The debate over dancehall music being played or performed during the Carnival season in this country has been raging on over the past few weeks. It resurfaced after local artiste Kern Joseph aka Trinidad Killa hit fetes with his 2020 hit “Dyy Zess” but also performed his popular local dancehall tune “Gunman in she hole.”
Joseph has had his say on the matter but his manager, Delicia Patterson, has expressed disappointment with the conversation.
She said “Trinidad Killa has been singing Soca for the past 17yrs, even being a past contestant at Synergy TV’s Soca Star. As most youths do, when Soca does not work for them, they gravitate to the dancehall genre. Now with his dancehall hit, he is now being branded as a dancehall artiste with persons further stating that he should not be hired at fetes. Our focus and mission will always be to satisfy the crowd and ground movement.”
She added that “in this business, you will always get good and bad publicity and one must learn to rise above it all and stay humble. Music is made to entertain and to feed the soul. We just did a show in the Bahamas and the Promoter there said to me “Power in Soca is the song to push, I stop push gunman because that song gone clear already. He further stated that “Dyy Zess”, Trinidad Killa’s Soca contribution is a great and powerful song and the people need to know it.”
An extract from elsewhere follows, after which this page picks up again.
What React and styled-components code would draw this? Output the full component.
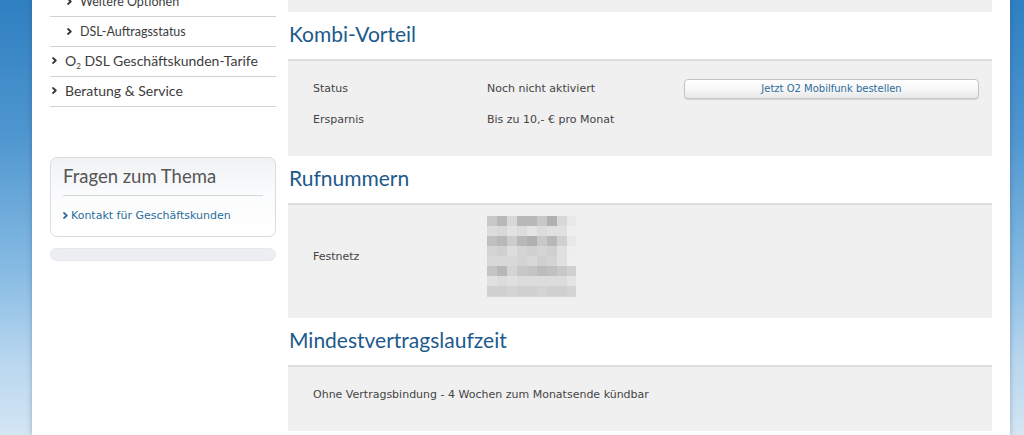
import React from "react";
import styled, { createGlobalStyle } from "styled-components";

const Global = createGlobalStyle`
  html, body { margin: 0; padding: 0; }
  body {
    background: linear-gradient(to bottom, #2f7fc1 0%, #4d95cf 30%, #86bbe3 62%, #b6d5ee 82%, #d3e6f4 100%);
    min-height: 435px;
  }
`;

const Viewport = styled.div`
  height: 435px;
  overflow: hidden;
  display: flex;
  padding-left: 32px;
`;

const Page = styled.div`
  width: 978px;
  background: #fff;
  box-shadow: 0 0 5px rgba(40, 60, 90, 0.35);
  display: flex;
  gap: 12px;
  padding: 0 18px;
  box-sizing: border-box;
  align-items: flex-start;
`;

const Sidebar = styled.aside`
  width: 226px;
  flex: none;
  display: flex;
  flex-direction: column;
`;

const NavRow = styled.div`
  height: 29px;
  box-sizing: content-box;
  border-bottom: 1px solid #d2d2d2;
  display: flex;
  align-items: center;
  gap: 8px;
  padding-left: ${(p) => (p.$sub ? "17px" : "2px")};
  padding-bottom: 0;
  font-family: Lato, "Open Sans", sans-serif;
  font-size: ${(p) => (p.$sub ? "12.5px" : "14px")};
  color: #3d3d3d;
  white-space: nowrap;
`;

const NavLabel = styled.span`
  display: flex;
  align-items: center;
  gap: 8px;
  margin-bottom: ${(p) => (p.$sub ? "1px" : "3px")};
`;

const ClippedRow = styled(NavRow)`
  height: 16px;
  align-items: flex-end;
  overflow: hidden;
`;

const ClipInner = styled.div`
  height: 30px;
  flex: none;
  display: flex;
  align-items: center;
  gap: 8px;
`;

const Sub = styled.sub`
  font-size: 8px;
  vertical-align: -3px;
  line-height: 0;
`;

const Chevron = ({ color = "#333", w = 5, h = 7 }) => (
  <svg width={w} height={h} viewBox="0 0 5 7" style={{ flex: "none" }}>
    <path d="M1 1 L3.8 3.5 L1 6" fill="none" stroke={color} strokeWidth="1.7" strokeLinecap="round" strokeLinejoin="round" />
  </svg>
);

const InfoBox = styled.div`
  margin-top: 50px;
  border: 1px solid #dcdcdc;
  border-radius: 7px;
  background: linear-gradient(to bottom, #f1f2f4 0%, #fafbfc 45%, #ffffff 100%);
  padding: 0 12px;
  height: 78px;
  display: flex;
  flex-direction: column;
`;

const InfoTitle = styled.div`
  font-family: Lato, "Open Sans", sans-serif;
  font-size: 18.5px;
  color: #555;
  height: 37px;
  line-height: 37px;
  padding-left: 0;
  border-bottom: 1px solid #d6d6d6;
`;

const InfoLink = styled.a`
  display: flex;
  align-items: center;
  gap: 3px;
  height: 38px;
  font-family: "DejaVu Sans", Verdana, sans-serif;
  font-size: 11px;
  color: #2b6d9d;
  text-decoration: none;
`;

const Bar = styled.div`
  margin-top: 11px;
  height: 13px;
  border-radius: 7px;
  background: #eceef1;
  border: 1px solid #e6e8eb;
  box-sizing: border-box;
`;

const Main = styled.main`
  width: 704px;
  flex: none;
  display: flex;
  flex-direction: column;
`;

const Panel = styled.div`
  background: #f0f0f0;
  border-top: ${(p) => (p.$noBorder ? "none" : "2px solid #dedede")};
  padding: ${(p) => p.$pad || "12px 0 21px"};
  height: ${(p) => p.$h || "auto"};
  box-sizing: border-box;
  display: flex;
  flex-direction: column;
`;

const Heading = styled.h2`
  margin: 0;
  height: 47px;
  line-height: 43px;
  font-family: Lato, "Open Sans", sans-serif;
  font-weight: 400;
  font-size: 21px;
  color: #1d5a8c;
  padding-left: 1px;
`;

const Row = styled.div`
  display: grid;
  grid-template-columns: 174px 197px 1fr;
  align-items: center;
  min-height: 31px;
  padding: 0 13px 0 25px;
  font-family: "DejaVu Sans", Verdana, sans-serif;
  font-size: 11px;
  color: #444;
`;

const Text = styled.div`
  padding: 0 25px;
  height: 31px;
  line-height: 31px;
  font-family: "DejaVu Sans", Verdana, sans-serif;
  font-size: 11px;
  color: #444;
`;

const Button = styled.button`
  height: 20px;
  border: 1px solid #c4c4c4;
  border-radius: 4px;
  background: linear-gradient(to bottom, #ffffff 0%, #f7f7f7 50%, #e8e8e8 100%);
  box-shadow: 0 1px 1px rgba(0, 0, 0, 0.12);
  font-family: "DejaVu Sans", Verdana, sans-serif;
  font-size: 10px;
  color: #2b6d9d;
  padding: 0;
  cursor: pointer;
`;

const Blur = styled.div`
  display: grid;
  grid-template-columns: repeat(9, 10px);
  grid-auto-rows: 10px;
  width: 89px;
  overflow: hidden;
  height: 81px;
`;

const Cell = styled.div`
  background: ${(p) => p.$c};
`;

const blurData = [
  ["c8", "b8", "d8", "b8", "b8", "c8", "b0", "d8", "e8"],
  ["dc", "d8", "e2", "dc", "e4", "dc", "e0", "e0", "ee"],
  ["c0", "b8", "cc", "b8", "b0", "c8", "b8", "d0", "e8"],
  ["d4", "d0", "dc", "d4", "d0", "d4", "d0", "e0", "ee"],
  ["d8", "d8", "d8", "d4", "d8", "d0", "d4", "e0", "f0"],
  ["c4", "b8", "d4", "c8", "c4", "bc", "c0", "c8", "d0"],
  ["e0", "dc", "e0", "dc", "dc", "dc", "dc", "dc", "e4"],
  ["d0", "d0", "d4", "d0", "d0", "d4", "d0", "d0", "d4"],
  ["d6", "d6", "d6", "d6", "d6", "d6", "d6", "d6", "d6"],
];

export default function App() {
  return (
    <>
      <Global />
      <Viewport>
        <Page>
          <Sidebar>
            <ClippedRow $sub>
              <ClipInner>
                <Chevron />
                <span>Weitere Optionen</span>
              </ClipInner>
            </ClippedRow>
            <NavRow $sub>
              <NavLabel $sub>
                <Chevron />
                <span>DSL-Auftragsstatus</span>
              </NavLabel>
            </NavRow>
            <NavRow>
              <NavLabel>
                <Chevron />
                <span>
                  O<Sub>2</Sub> DSL Geschäftskunden-Tarife
                </span>
              </NavLabel>
            </NavRow>
            <NavRow>
              <NavLabel>
                <Chevron />
                <span>Beratung &amp; Service</span>
              </NavLabel>
            </NavRow>
            <InfoBox>
              <InfoTitle>Fragen zum Thema</InfoTitle>
              <InfoLink href="#">
                <Chevron color="#2b6d9d" />
                Kontakt für Geschäftskunden
              </InfoLink>
            </InfoBox>
            <Bar />
          </Sidebar>
          <Main>
            <Panel $noBorder $pad="0" $h="12px" />
            <Heading>Kombi-Vorteil</Heading>
            <Panel>
              <Row>
                <span>Status</span>
                <span>Noch nicht aktiviert</span>
                <Button>Jetzt O2 Mobilfunk bestellen</Button>
              </Row>
              <Row>
                <span>Ersparnis</span>
                <span>Bis zu 10,- € pro Monat</span>
              </Row>
            </Panel>
            <Heading>Rufnummern</Heading>
            <Panel $pad="11px 0 21px">
              <Row>
                <span>Festnetz</span>
                <Blur>
                  {blurData.flat().map((c, i) => (
                    <Cell key={i} $c={`#${c}${c}${c}`.slice(0, 7)} />
                  ))}
                </Blur>
              </Row>
            </Panel>
            <Heading>Mindestvertragslaufzeit</Heading>
            <Panel>
              <Text>Ohne Vertragsbindung - 4 Wochen zum Monatsende kündbar</Text>
            </Panel>
          </Main>
        </Page>
      </Viewport>
    </>
  );
}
She said, “If we are so passionate about our culture then the bigger debate should be why is there a Soca switch on Boxing Day and Ash Wednesday?”
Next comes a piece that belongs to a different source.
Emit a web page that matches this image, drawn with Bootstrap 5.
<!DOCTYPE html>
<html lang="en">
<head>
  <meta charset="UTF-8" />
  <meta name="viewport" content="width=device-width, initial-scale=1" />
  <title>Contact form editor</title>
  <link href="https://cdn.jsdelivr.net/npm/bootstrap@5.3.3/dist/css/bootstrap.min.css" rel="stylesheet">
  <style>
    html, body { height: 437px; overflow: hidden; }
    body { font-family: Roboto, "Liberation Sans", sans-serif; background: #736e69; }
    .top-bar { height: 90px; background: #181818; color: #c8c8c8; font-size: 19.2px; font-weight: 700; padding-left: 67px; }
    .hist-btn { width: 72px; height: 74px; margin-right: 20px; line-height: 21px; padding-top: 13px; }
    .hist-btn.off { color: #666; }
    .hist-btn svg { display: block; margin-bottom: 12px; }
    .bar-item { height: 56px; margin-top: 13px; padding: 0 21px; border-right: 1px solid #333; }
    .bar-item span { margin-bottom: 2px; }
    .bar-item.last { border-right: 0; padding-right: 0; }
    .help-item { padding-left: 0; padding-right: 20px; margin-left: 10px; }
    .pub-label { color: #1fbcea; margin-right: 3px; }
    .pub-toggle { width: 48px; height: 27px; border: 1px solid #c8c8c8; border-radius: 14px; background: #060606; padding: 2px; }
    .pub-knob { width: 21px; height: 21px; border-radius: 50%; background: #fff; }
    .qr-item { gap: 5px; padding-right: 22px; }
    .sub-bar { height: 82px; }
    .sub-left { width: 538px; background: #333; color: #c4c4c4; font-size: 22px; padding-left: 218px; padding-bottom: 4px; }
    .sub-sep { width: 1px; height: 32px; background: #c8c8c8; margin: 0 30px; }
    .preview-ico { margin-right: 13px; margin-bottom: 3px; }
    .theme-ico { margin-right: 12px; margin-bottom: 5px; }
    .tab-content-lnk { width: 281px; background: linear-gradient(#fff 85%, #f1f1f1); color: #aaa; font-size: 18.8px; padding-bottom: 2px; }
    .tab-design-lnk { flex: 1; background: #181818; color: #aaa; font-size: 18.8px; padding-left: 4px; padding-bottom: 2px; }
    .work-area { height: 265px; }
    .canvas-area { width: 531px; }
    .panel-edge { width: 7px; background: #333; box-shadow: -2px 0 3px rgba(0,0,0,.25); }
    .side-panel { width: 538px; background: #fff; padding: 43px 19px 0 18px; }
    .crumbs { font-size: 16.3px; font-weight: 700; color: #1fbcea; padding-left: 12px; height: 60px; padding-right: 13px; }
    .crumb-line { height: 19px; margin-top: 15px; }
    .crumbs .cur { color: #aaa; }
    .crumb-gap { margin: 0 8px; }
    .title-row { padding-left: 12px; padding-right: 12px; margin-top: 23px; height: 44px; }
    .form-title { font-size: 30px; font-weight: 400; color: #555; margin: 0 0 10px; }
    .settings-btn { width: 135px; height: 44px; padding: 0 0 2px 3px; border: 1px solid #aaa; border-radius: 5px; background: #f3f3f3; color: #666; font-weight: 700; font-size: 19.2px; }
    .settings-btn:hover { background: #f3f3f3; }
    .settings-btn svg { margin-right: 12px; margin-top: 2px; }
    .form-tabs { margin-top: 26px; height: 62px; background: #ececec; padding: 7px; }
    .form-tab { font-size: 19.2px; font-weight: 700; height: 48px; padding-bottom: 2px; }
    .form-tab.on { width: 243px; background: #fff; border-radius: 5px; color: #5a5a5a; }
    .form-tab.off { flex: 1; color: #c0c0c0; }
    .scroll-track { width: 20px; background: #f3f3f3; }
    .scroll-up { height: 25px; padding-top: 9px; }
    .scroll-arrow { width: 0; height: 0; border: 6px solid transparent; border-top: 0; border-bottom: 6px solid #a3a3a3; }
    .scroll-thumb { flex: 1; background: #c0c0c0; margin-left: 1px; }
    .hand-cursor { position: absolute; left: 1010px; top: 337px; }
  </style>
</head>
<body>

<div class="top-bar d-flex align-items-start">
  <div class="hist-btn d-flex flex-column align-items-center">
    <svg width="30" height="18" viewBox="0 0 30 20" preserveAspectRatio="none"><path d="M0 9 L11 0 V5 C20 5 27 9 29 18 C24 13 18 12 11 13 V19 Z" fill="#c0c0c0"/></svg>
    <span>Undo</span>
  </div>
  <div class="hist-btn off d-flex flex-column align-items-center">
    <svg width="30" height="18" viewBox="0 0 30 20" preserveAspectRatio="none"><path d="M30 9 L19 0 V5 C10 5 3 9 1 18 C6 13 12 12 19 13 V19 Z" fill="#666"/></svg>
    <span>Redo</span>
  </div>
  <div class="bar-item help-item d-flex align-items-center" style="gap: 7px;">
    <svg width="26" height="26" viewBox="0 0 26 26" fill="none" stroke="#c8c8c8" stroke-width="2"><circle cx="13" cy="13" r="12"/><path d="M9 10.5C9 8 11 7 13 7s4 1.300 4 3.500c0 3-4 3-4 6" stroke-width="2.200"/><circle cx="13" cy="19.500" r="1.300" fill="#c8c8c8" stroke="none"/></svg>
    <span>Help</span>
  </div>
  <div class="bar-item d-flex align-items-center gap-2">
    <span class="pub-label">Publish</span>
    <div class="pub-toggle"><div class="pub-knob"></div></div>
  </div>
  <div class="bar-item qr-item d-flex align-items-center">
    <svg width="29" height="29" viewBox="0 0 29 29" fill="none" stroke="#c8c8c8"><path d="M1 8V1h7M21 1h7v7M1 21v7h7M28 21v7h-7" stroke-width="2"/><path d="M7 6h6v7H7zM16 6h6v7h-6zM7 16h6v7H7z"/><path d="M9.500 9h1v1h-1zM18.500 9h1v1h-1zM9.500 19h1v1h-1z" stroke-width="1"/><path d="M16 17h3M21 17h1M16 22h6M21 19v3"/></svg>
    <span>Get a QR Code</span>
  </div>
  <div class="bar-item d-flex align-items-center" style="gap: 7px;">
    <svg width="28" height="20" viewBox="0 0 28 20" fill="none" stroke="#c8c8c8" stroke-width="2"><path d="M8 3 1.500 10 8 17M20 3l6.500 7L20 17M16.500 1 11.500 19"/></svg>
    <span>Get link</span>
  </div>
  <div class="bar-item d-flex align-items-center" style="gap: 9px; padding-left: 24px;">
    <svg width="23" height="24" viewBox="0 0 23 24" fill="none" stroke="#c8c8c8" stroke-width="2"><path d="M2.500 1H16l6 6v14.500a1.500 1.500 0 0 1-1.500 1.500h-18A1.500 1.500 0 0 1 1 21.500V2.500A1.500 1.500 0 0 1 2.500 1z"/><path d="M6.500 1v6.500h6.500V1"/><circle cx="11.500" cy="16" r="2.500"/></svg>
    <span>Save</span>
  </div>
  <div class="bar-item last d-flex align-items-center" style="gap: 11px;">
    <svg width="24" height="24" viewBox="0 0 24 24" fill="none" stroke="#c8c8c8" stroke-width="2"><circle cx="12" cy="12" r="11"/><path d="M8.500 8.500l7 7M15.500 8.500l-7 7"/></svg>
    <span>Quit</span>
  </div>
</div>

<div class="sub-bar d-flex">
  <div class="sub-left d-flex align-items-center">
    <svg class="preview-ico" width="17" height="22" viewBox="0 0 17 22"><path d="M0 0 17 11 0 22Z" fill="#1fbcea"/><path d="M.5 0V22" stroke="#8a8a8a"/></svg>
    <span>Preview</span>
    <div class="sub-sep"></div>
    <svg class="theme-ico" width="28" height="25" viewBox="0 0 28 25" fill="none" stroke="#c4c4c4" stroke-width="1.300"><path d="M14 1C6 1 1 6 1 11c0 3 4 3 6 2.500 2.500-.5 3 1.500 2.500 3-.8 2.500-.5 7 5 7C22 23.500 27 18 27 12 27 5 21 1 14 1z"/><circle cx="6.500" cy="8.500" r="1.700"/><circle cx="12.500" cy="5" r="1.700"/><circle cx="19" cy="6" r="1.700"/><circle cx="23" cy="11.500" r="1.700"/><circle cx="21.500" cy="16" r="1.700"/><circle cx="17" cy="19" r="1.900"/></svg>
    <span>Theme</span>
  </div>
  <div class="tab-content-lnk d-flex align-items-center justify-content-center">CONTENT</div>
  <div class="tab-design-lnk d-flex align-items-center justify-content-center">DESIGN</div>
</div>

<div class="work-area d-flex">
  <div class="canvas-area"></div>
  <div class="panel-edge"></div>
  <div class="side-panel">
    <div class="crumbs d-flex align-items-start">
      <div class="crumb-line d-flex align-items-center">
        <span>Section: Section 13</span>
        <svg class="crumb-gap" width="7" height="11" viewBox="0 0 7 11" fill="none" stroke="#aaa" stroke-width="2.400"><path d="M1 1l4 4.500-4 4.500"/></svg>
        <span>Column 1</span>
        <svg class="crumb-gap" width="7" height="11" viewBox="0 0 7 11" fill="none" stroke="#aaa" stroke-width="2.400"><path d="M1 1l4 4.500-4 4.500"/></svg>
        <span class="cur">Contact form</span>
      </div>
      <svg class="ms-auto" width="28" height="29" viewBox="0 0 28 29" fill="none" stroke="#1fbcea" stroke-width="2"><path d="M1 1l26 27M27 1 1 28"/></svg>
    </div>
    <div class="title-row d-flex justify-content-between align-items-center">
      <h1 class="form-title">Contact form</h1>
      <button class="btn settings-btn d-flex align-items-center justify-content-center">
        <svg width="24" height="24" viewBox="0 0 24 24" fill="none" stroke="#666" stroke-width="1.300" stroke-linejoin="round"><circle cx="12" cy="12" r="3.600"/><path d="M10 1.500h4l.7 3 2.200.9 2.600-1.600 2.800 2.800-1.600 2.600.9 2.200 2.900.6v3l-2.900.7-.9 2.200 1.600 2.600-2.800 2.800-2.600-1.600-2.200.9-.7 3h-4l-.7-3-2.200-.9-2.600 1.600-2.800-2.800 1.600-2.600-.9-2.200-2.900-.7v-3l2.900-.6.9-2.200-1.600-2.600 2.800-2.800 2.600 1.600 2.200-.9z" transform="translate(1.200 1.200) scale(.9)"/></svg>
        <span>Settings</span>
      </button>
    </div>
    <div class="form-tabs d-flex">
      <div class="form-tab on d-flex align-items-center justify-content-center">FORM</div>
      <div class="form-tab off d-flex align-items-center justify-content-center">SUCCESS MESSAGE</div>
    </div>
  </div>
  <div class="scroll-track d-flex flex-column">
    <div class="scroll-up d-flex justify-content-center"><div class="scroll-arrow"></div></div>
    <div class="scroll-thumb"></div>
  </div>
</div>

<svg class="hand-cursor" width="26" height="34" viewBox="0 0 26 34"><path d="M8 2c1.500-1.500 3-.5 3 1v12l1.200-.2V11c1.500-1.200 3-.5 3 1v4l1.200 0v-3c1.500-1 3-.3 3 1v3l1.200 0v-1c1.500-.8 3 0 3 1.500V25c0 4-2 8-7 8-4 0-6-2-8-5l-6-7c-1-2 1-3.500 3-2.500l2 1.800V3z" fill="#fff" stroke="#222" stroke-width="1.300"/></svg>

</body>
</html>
And while many are having their say, particularly on social media, the people responsible for putting on the fetes and playing the music are speaking out as well. At least one major event organiser, Caesar’s Army, sees no problem with dancehall in Carnival, within reason.
Chief Executive Officer Jules Sobion told Guardian Media, “When it is we are having an international clientele coming to the Carnival season and it’s a lot of Caribbean people as well, I think that if Trinidad and Tobago is representing for Soca and Chutney; Barbados has Bashment, Jamaica has Dancehall, St Lucia has Dennery, Grenada has Jab, Dominica has Bouyon, French West Indies has Zouk and I think it all has a place in our Carnival season.”
His sentiments were echoed by Disc Jockey from SLAM 100.5 FM, Ewart Mundy aka DJ Watty, who expressed the view that the music played is controlled by the people attending the events.
“As djs we have a responsibility and our responsibility is to please the patrons. If you go an event and the patrons want to hear dancehall there are certain events you will have to play the Dancehall because you are playing for them.” Mundy said.
On social media, the views remain mixed.
Tracey Michelle Gomez wrote, “Dancehall (local or otherwise) and soca should not mix for Carnival. The vibe is not the same.”
But Allister Phillip said, “Well soca does get played in party off-season so it’s only fair dance hall get a touch for Carnival.”
Brandon Stoute went a bit further, he said, “Soca music, especially during Carnival Season brings a vibe that masqueraders and non masqueraders love, Dancehall is also another favourite genre of music that brings its own vibe. Personally if the two can clash and bring a vibe that everyone will love then, by all means, put them together and let’s enjoy the vibe!”